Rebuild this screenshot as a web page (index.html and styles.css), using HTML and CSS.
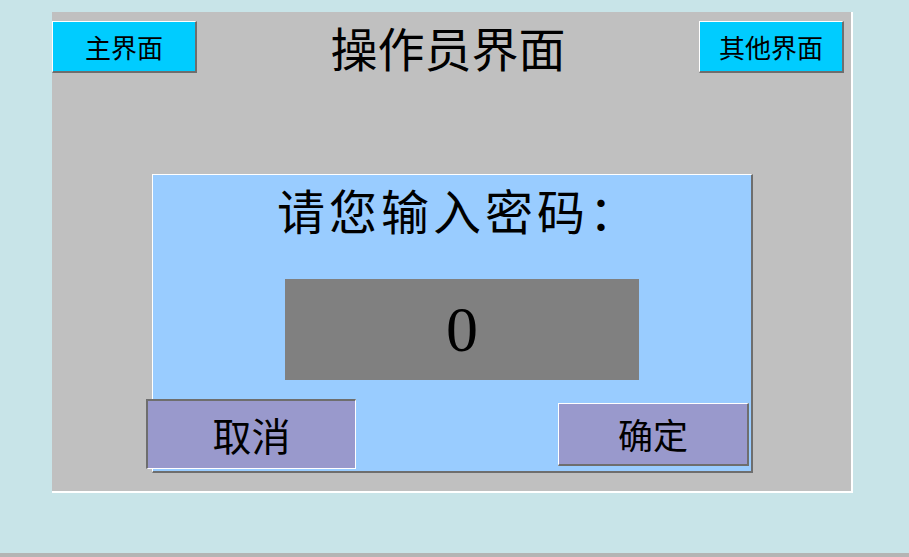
FILE: index.html
```html
<!DOCTYPE html>
<html lang="zh-CN">
<head>
<meta charset="utf-8">
<title>操作员界面</title>
<link rel="stylesheet" href="styles.css">
</head>
<body>
<div class="screen">
  <div class="panel">
    <div class="header">
      <button class="nav-btn">主界面</button>
      <h1 class="title">操作员界面</h1>
      <button class="nav-btn">其他界面</button>
    </div>
    <div class="dialog">
      <div class="dialog-title">请您输入密码：</div>
      <div class="pwd-box">0</div>
      <div class="actions">
        <button class="btn btn-cancel">取消</button>
        <button class="btn btn-ok">确定</button>
      </div>
    </div>
  </div>
</div>
<div class="footer"></div>
</body>
</html>
```
FILE: styles.css
```css
html, body {
  margin: 0;
  padding: 0;
}
body {
  background: #C8E4E8;
  width: 909px;
  height: 557px;
  overflow: hidden;
  font-family: "Noto Sans CJK SC", "Liberation Serif", serif;
  color: #000;
}
.screen {
  height: 553px;
  box-sizing: border-box;
  padding: 12px 0 0 52px;
}
.footer {
  height: 4px;
  background: #B4B4B4;
}
.panel {
  box-sizing: border-box;
  width: 801px;
  height: 481px;
  background: #C0C0C0;
  border-right: 2px solid #fff;
  border-bottom: 2px solid #fff;
  padding: 9px 7px 0 0;
}
.header {
  display: flex;
  justify-content: space-between;
  align-items: center;
  height: 52px;
}
.nav-btn {
  box-sizing: border-box;
  width: 145px;
  height: 52px;
  margin: 0;
  padding: 0;
  background: #00CCFF;
  border-top: 1px solid #fff;
  border-left: 1px solid #fff;
  border-right: 2px solid #6e6e6e;
  border-bottom: 2px solid #6e6e6e;
  font-family: "Noto Sans CJK SC", sans-serif;
  font-size: 26px;
  line-height: 1;
  color: #000;
}
.title {
  margin: 0;
  font-weight: normal;
  font-size: 47px;
  line-height: 52px;
  letter-spacing: 0;
}
.dialog {
  box-sizing: border-box;
  width: 601px;
  height: 299px;
  margin: 101px 0 0 100px;
  background: #99CCFF;
  border-top: 1px solid #fff;
  border-left: 1px solid #fff;
  border-right: 2px solid #6e6e6e;
  border-bottom: 2px solid #6e6e6e;
  padding-top: 10px;
}
.dialog-title {
  text-align: center;
  font-size: 48px;
  line-height: 48px;
  letter-spacing: 4px;
  padding-left: 14px;
}
.pwd-box {
  width: 354px;
  height: 101px;
  margin: 46px 0 0 132px;
  background: #808080;
  display: flex;
  align-items: center;
  justify-content: center;
  font-family: "Liberation Serif", serif;
  font-size: 64px;
  line-height: 1;
}
.actions {
  display: flex;
  justify-content: space-between;
  align-items: center;
  margin: 19px 2px 0 -7px;
}
.btn {
  box-sizing: border-box;
  margin: 0;
  padding: 0;
  background: #9999CC;
  font-family: "Noto Sans CJK SC", sans-serif;
  color: #000;
  line-height: 1;
}
.btn-cancel {
  width: 210px;
  height: 70px;
  border-top: 2px solid #6e6e6e;
  border-left: 2px solid #6e6e6e;
  border-right: 1px solid #fff;
  border-bottom: 1px solid #fff;
  font-size: 39px;
}
.btn-ok {
  width: 191px;
  height: 63px;
  border-top: 1px solid #fff;
  border-left: 1px solid #fff;
  border-right: 2px solid #6e6e6e;
  border-bottom: 2px solid #6e6e6e;
  font-size: 35px;
}
```
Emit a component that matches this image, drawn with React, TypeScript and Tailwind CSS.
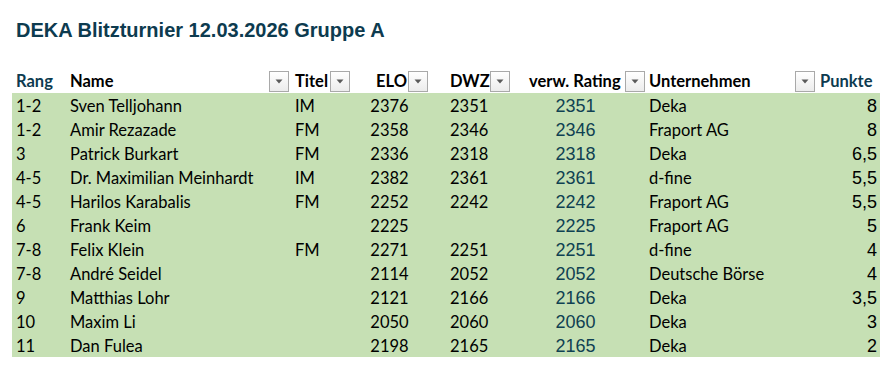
import React from 'react'

type Row = {
  rang: string
  name: string
  titel: string
  elo: string
  dwz: string
  rating: string
  firma: string
  punkte: string
}

const rows: Row[] = [
  { rang: '1-2', name: 'Sven Telljohann', titel: 'IM', elo: '2376', dwz: '2351', rating: '2351', firma: 'Deka', punkte: '8' },
  { rang: '1-2', name: 'Amir Rezazade', titel: 'FM', elo: '2358', dwz: '2346', rating: '2346', firma: 'Fraport AG', punkte: '8' },
  { rang: '3', name: 'Patrick Burkart', titel: 'FM', elo: '2336', dwz: '2318', rating: '2318', firma: 'Deka', punkte: '6,5' },
  { rang: '4-5', name: 'Dr. Maximilian Meinhardt', titel: 'IM', elo: '2382', dwz: '2361', rating: '2361', firma: 'd-fine', punkte: '5,5' },
  { rang: '4-5', name: 'Harilos Karabalis', titel: 'FM', elo: '2252', dwz: '2242', rating: '2242', firma: 'Fraport AG', punkte: '5,5' },
  { rang: '6', name: 'Frank Keim', titel: '', elo: '2225', dwz: '', rating: '2225', firma: 'Fraport AG', punkte: '5' },
  { rang: '7-8', name: 'Felix Klein', titel: 'FM', elo: '2271', dwz: '2251', rating: '2251', firma: 'd-fine', punkte: '4' },
  { rang: '7-8', name: 'André Seidel', titel: '', elo: '2114', dwz: '2052', rating: '2052', firma: 'Deutsche Börse', punkte: '4' },
  { rang: '9', name: 'Matthias Lohr', titel: '', elo: '2121', dwz: '2166', rating: '2166', firma: 'Deka', punkte: '3,5' },
  { rang: '10', name: 'Maxim Li', titel: '', elo: '2050', dwz: '2060', rating: '2060', firma: 'Deka', punkte: '3' },
  { rang: '11', name: 'Dan Fulea', titel: '', elo: '2198', dwz: '2165', rating: '2165', firma: 'Deka', punkte: '2' },
]

const cols = 'grid grid-cols-[54px_224px_61px_77px_78px_139px_170px_65px]'

function FilterButton() {
  return (
    <div className="w-[20px] h-[21px] shrink-0 border border-[#a9a9a9] bg-gradient-to-b from-white to-[#ececec] flex items-center justify-center">
      <svg width="8" height="5" viewBox="0 0 8 5">
        <path d="M0.5 0.5 L7.5 0.5 L4 4.5 Z" fill="#5a5a5a" />
      </svg>
    </div>
  )
}

export default function App() {
  return (
    <div className="w-[893px] h-[370px] bg-white font-['Lato','Noto_Sans',sans-serif] text-black">
      {/* Title */}
      <div className="h-[69px] pl-[16px] pt-[18px]">
        <h1 className="font-['Liberation_Sans',Arial,sans-serif] font-bold text-[20px] leading-[24px] text-[#0d3b4f]">
          DEKA Blitzturnier 12.03.2026 Gruppe A
        </h1>
      </div>

      <div className="ml-[12px] w-[868px]">
        {/* Header */}
        <div className={`${cols} h-[24px] items-center text-[16.5px] font-bold`}>
          <div className="pl-[4px] text-[#0d3b4f]">Rang</div>
          <div className="pl-[4px] flex items-center pr-[1px]">
            <span>Name</span>
            <span className="ml-auto"><FilterButton /></span>
          </div>
          <div className="pl-[5px] flex items-center pr-[1px]">
            <span>Titel</span>
            <span className="ml-auto"><FilterButton /></span>
          </div>
          <div className="pl-[25px] flex items-center">
            <span>ELO</span>
            <span className="ml-auto"><FilterButton /></span>
          </div>
          <div className="pl-[22px] flex items-center">
            <span className="whitespace-nowrap">DWZ</span>
            <span className="ml-auto"><FilterButton /></span>
          </div>
          <div className="pl-[23px] flex items-center">
            <span className="whitespace-nowrap">verw. Rating</span>
            <span className="ml-auto"><FilterButton /></span>
          </div>
          <div className="pl-[4px] flex items-center">
            <span>Unternehmen</span>
            <span className="ml-auto"><FilterButton /></span>
          </div>
          <div className="pl-[5px] text-[#0d3b4f]">Punkte</div>
        </div>

        {/* Body */}
        <div className="bg-[#c6e0b4]">
          {rows.map((r, i) => (
            <div key={i} className={`${cols} h-[24px] items-center text-[16.5px]`}>
              <div className="pl-[4px]">{r.rang}</div>
              <div className="pl-[4px]">{r.name}</div>
              <div className="pl-[5px]">{r.titel}</div>
              <div className="text-center">{r.elo}</div>
              <div className="pl-[22px]">{r.dwz}</div>
              <div className="text-center font-['Liberation_Sans',Arial,sans-serif] text-[18px] text-[#0f4152]">
                {r.rating}
              </div>
              <div className="pl-[4px]">{r.firma}</div>
              <div className="text-right pr-[3px] font-['Liberation_Sans',Arial,sans-serif] text-[18px]">
                {r.punkte}
              </div>
            </div>
          ))}
        </div>
      </div>
    </div>
  )
}
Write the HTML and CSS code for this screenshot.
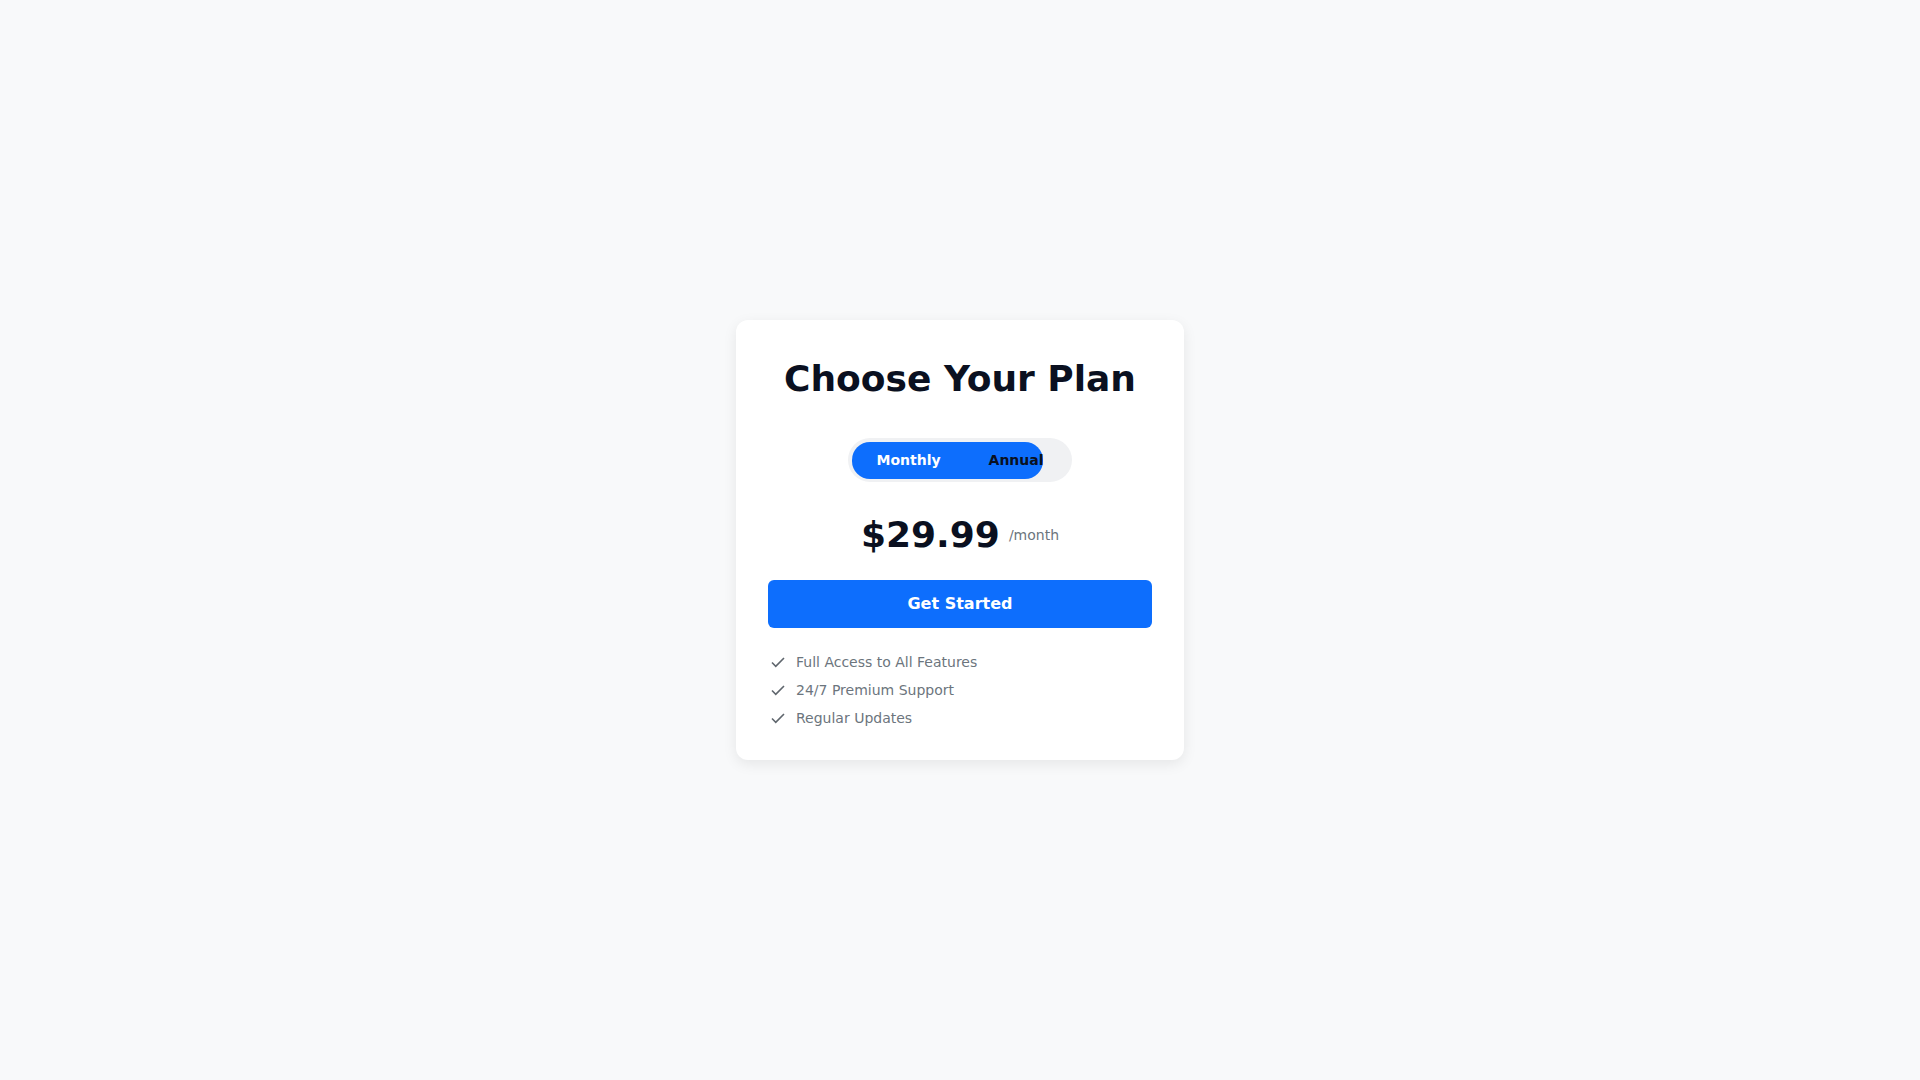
FILE: index.html
```html
<!DOCTYPE html>
<html lang="en">
<head>
    <meta charset="UTF-8">
    <meta name="viewport" content="width=device-width, initial-scale=1.0">
    <title>Choose Your Plan</title>
    <link rel="stylesheet" href="styles.css">
</head>
<body>

    <div class="page">
        <div class="card">

            <h1 class="title">Choose Your Plan</h1>

            <div class="toggle">
                <span class="slider"></span>
                <button class="toggle-btn active">Monthly</button>
                <button class="toggle-btn">Annual</button>
            </div>

            <div class="price">
                <span class="amount">$29.99</span>
                <span class="period">/month</span>
            </div>

            <button class="cta">Get Started</button>

            <ul class="features">
                <li>
                    <svg class="check" viewBox="0 0 16 16" width="16" height="16"><path d="M2 8.5l3.75 3.75L14 4" fill="none" stroke="currentColor" stroke-width="1.6"/></svg>
                    Full Access to All Features
                </li>
                <li>
                    <svg class="check" viewBox="0 0 16 16" width="16" height="16"><path d="M2 8.5l3.75 3.75L14 4" fill="none" stroke="currentColor" stroke-width="1.6"/></svg>
                    24/7 Premium Support
                </li>
                <li>
                    <svg class="check" viewBox="0 0 16 16" width="16" height="16"><path d="M2 8.5l3.75 3.75L14 4" fill="none" stroke="currentColor" stroke-width="1.6"/></svg>
                    Regular Updates
                </li>
            </ul>

        </div>
    </div>

</body>
</html>
```

FILE: styles.css
```css
body {
    margin: 0;
    background-color: #f8f9fa;
    font-family: "DejaVu Sans", sans-serif;
    line-height: 1.5;
    color: #0a1020;
}

.page {
    min-height: 100vh;
    display: flex;
    align-items: center;
    justify-content: center;
}

.card {
    width: 448px;
    box-sizing: border-box;
    padding: 32px;
    background-color: #ffffff;
    border-radius: 12px;
    box-shadow: 0px 4px 14px rgba(0,0,0,.08);
    display: flex;
    flex-direction: column;
    align-items: center;
}

.title {
    margin: 0px;
    font-size: 36px;
    font-weight: bold;
    line-height: 1.5;
    text-align: center;
}

.toggle {
    position: relative;
    display: flex;
    margin-top: 32px;
    padding: 4px;
    background-color: #f0f1f3;
    border-radius: 22px;
}

.slider {
    position: absolute;
    left: 4px;
    top: 4px;
    width: 191px;
    height: 37px;
    background-color: #0d6efd;
    border-radius: 18px;
}

.toggle-btn {
    position: relative;
    border: none;
    background: none;
    padding: 0px 24px;
    height: 36px;
    font-family: inherit;
    font-size: 14px;
    font-weight: bold;
    color: #0a1020;
}

.toggle-btn.active {
    color: #ffffff;
}

.price {
    display: flex;
    align-items: center;
    gap: 9px;
    margin-top: 31px;
}

.amount {
    font-size: 36px;
    font-weight: bold;
    line-height: 1.2;
}

.period {
    font-size: 14px;
    color: #6c757d;
}

.cta {
    width: 100%;
    height: 48px;
    margin-top: 23px;
    border: none;
    border-radius: 6px;
    background-color: #0d6efd;
    color: #ffffff;
    font-family: inherit;
    font-size: 16px;
    font-weight: bold;
}

.features {
    align-self: stretch;
    list-style: none;
    margin: 24px 0px 0px;
    padding: 0px;
}

.features li {
    display: flex;
    align-items: center;
    gap: 10px;
    font-size: 14px;
    line-height: 20px;
    color: #6c757d;
    margin-bottom: 8px;
}

.features li:last-child {
    margin-bottom: 0px;
}

.check {
    flex-shrink: 0;
    margin-left: 2px;
    color: #5f666d;
}
```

··········

Pick out each line in the material containing "React".

◆ FULL ANSWER
Emit a component that matches this image, drawn with React, TypeScript and Tailwind CSS.
import React from 'react'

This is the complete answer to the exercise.